Human-AI Co-design for Interpretability: The HACHI framework iteratively combines an AI agent’s LLM-powered concept mining from clinical text with expert feedback. Sparse CPMs using binary (yes/no) concepts are refined for interpretability, bias-detection, and site/time generalizability. In real-world TBI and AKI tasks, human-in-the-loop refinement surfaced novel predictors, mitigated data leakage, and maintained high discrimination (AUC up to 0.91) (Feng et al., 14 Jan 2026).

Ontology-Aware Deep Learning: Integrating knowledge-graph embeddings (e.g., Poincaré embeddings of the SNOMED hierarchies) into deep learning architectures (ResNet, Transformer) yields modest yet systematic gains in discrimination (ΔAUROC ~0.02) for lung cancer onset prediction in EHR—without sacrificing calibration. This approach elegantly combines data-driven learning with the hierarchical structure of clinical language, offering improved semantic generalizability (John et al., 20 Aug 2025).

Multi-Outcome Risk Prediction: For joint prediction of correlated binary outcomes (e.g., multimorbidity), independent univariate CPMs systematically underpredict joint risks and may be miscalibrated.
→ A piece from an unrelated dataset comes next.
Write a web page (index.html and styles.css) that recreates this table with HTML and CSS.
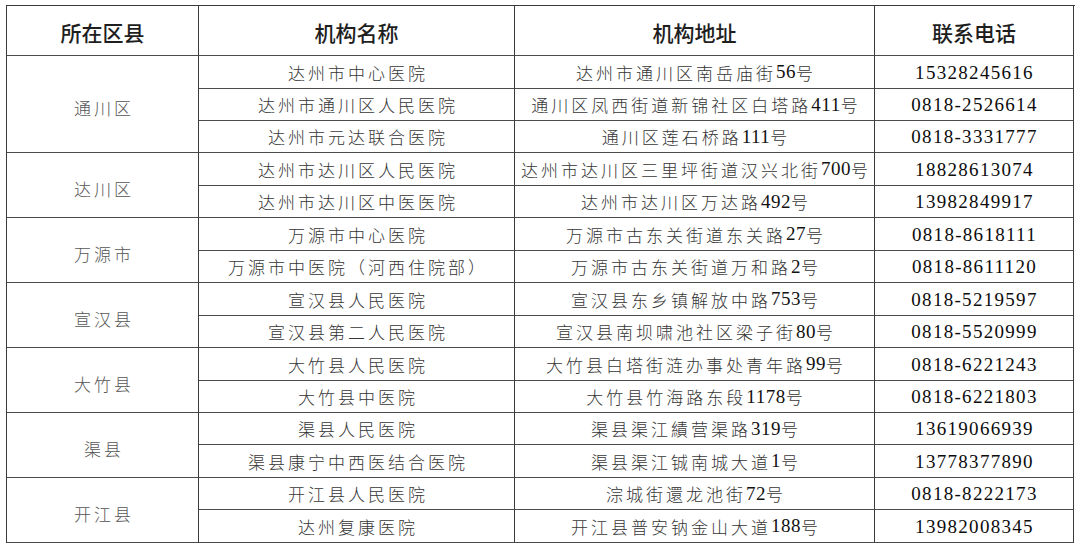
FILE: index.html
```html
<!DOCTYPE html>
<html lang="zh-CN">
<head>
<meta charset="utf-8">
<title>达州市医疗机构</title>
<link rel="stylesheet" href="styles.css">
</head>
<body>
<div class="page">
  <div class="table">
    <div class="th">所在区县</div>
    <div class="th">机构名称</div>
    <div class="th">机构地址</div>
    <div class="th">联系电话</div>

    <div class="dist span3">通川区</div>
    <div class="td name">达州市中心医院</div>
    <div class="td addr">达州市通川区南岳庙街<span class="n">56</span>号</div>
    <div class="td tel">15328245616</div>
    <div class="td name">达州市通川区人民医院</div>
    <div class="td addr">通川区凤西街道新锦社区白塔路<span class="n">411</span>号</div>
    <div class="td tel">0818-2526614</div>
    <div class="td name">达州市元达联合医院</div>
    <div class="td addr">通川区莲石桥路<span class="n">111</span>号</div>
    <div class="td tel">0818-3331777</div>

    <div class="dist span2">达川区</div>
    <div class="td name">达州市达川区人民医院</div>
    <div class="td addr">达州市达川区三里坪街道汉兴北街<span class="n">700</span>号</div>
    <div class="td tel">18828613074</div>
    <div class="td name">达州市达川区中医医院</div>
    <div class="td addr">达州市达川区万达路<span class="n">492</span>号</div>
    <div class="td tel">13982849917</div>

    <div class="dist span2">万源市</div>
    <div class="td name">万源市中心医院</div>
    <div class="td addr">万源市古东关街道东关路<span class="n">27</span>号</div>
    <div class="td tel">0818-8618111</div>
    <div class="td name">万源市中医院（河西住院部）</div>
    <div class="td addr">万源市古东关街道万和路<span class="n">2</span>号</div>
    <div class="td tel">0818-8611120</div>

    <div class="dist span2">宣汉县</div>
    <div class="td name">宣汉县人民医院</div>
    <div class="td addr">宣汉县东乡镇解放中路<span class="n">753</span>号</div>
    <div class="td tel">0818-5219597</div>
    <div class="td name">宣汉县第二人民医院</div>
    <div class="td addr">宣汉县南坝啸池社区梁子街<span class="n">80</span>号</div>
    <div class="td tel">0818-5520999</div>

    <div class="dist span2">大竹县</div>
    <div class="td name">大竹县人民医院</div>
    <div class="td addr">大竹县白塔街涟办事处青年路<span class="n">99</span>号</div>
    <div class="td tel">0818-6221243</div>
    <div class="td name">大竹县中医院</div>
    <div class="td addr">大竹县竹海路东段<span class="n">1178</span>号</div>
    <div class="td tel">0818-6221803</div>

    <div class="dist span2">渠县</div>
    <div class="td name">渠县人民医院</div>
    <div class="td addr">渠县渠江績营渠路<span class="n">319</span>号</div>
    <div class="td tel">13619066939</div>
    <div class="td name">渠县康宁中西医结合医院</div>
    <div class="td addr">渠县渠江铖南城大道<span class="n">1</span>号</div>
    <div class="td tel">13778377890</div>

    <div class="dist span2">开江县</div>
    <div class="td name">开江县人民医院</div>
    <div class="td addr">淙城街還龙池街<span class="n">72</span>号</div>
    <div class="td tel">0818-8222173</div>
    <div class="td name">达州复康医院</div>
    <div class="td addr">开江县普安钠金山大道<span class="n">188</span>号</div>
    <div class="td tel">13982008345</div>
  </div>
</div>
</body>
</html>
```

FILE: styles.css
```css
html, body {
  margin: 0;
  padding: 0;
  background: #ffffff;
}

.page {
  padding: 5px 6px 0 6px;
}

.table {
  display: grid;
  grid-template-columns: 192px 316px 360px 199px;
  grid-template-rows: 50px 33px 32px 32px 33px 32px 33px 32px 33px 32px 33px 32px 32px 33px 32px 33px;
  width: 1068px;
  border-top: 1px solid #3a3a3a;
  border-left: 1px solid #3a3a3a;
}

.th, .td, .dist {
  display: flex;
  align-items: center;
  justify-content: center;
  border-right: 1px solid #3a3a3a;
  border-bottom: 1px solid #4a4a4a;
  white-space: nowrap;
  overflow: hidden;
}

.th {
  font-family: "Noto Sans CJK SC", sans-serif;
  font-size: 21px;
  font-weight: 500;
  color: #1e1e1e;
  padding-top: 3px;
}

.dist {
  grid-column: 1;
  font-family: "Liberation Serif", "Noto Sans CJK SC", serif;
  font-size: 17px;
  font-weight: 300;
  letter-spacing: 3px;
  padding-left: 3px;
  padding-top: 6px;
  color: #555;
}

.span3 { grid-row: span 3; }
.span2 { grid-row: span 2; }

.name, .addr {
  font-family: "Liberation Serif", "Noto Sans CJK SC", serif;
  font-size: 17px;
  font-weight: 300;
  letter-spacing: 3px;
  padding-left: 3px;
  color: #363636;
}

.name { grid-column: 2; }
.addr { grid-column: 3; }

.n {
  font-family: "Liberation Serif", serif;
  font-size: 19px;
  font-weight: 400;
  letter-spacing: 0.5px;
  color: #111;
}

.tel {
  grid-column: 4;
  font-family: "Liberation Serif", serif;
  font-size: 19px;
  letter-spacing: 1.3px;
  padding-left: 1px;
  padding-top: 1px;
  color: #0c0c0c;
}
```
Probabilistic classifier chains, multinomial logistic regression, and Bayesian multivariate probit frameworks are recommended to model residual correlation and ensure well-calibrated joint and marginal predictions, especially when the phi coefficient exceeds 0.1 (Martin et al., 2020).

In contemporary clinical prediction modeling, methodological rigor at every stage—sample size determination, model updating, missing data handling, transportability, causal clarity regarding treatment, interpretability, and multidimensional outcome modeling—is essential to yield models that are trustworthy, generalizable, and fit for clinical decision making at the individual-patient level. This comprehensive workflow is supported by robust validation frameworks, learning-curve monitoring, and integration of domain expertise with state-of-the-art machine learning methodologies.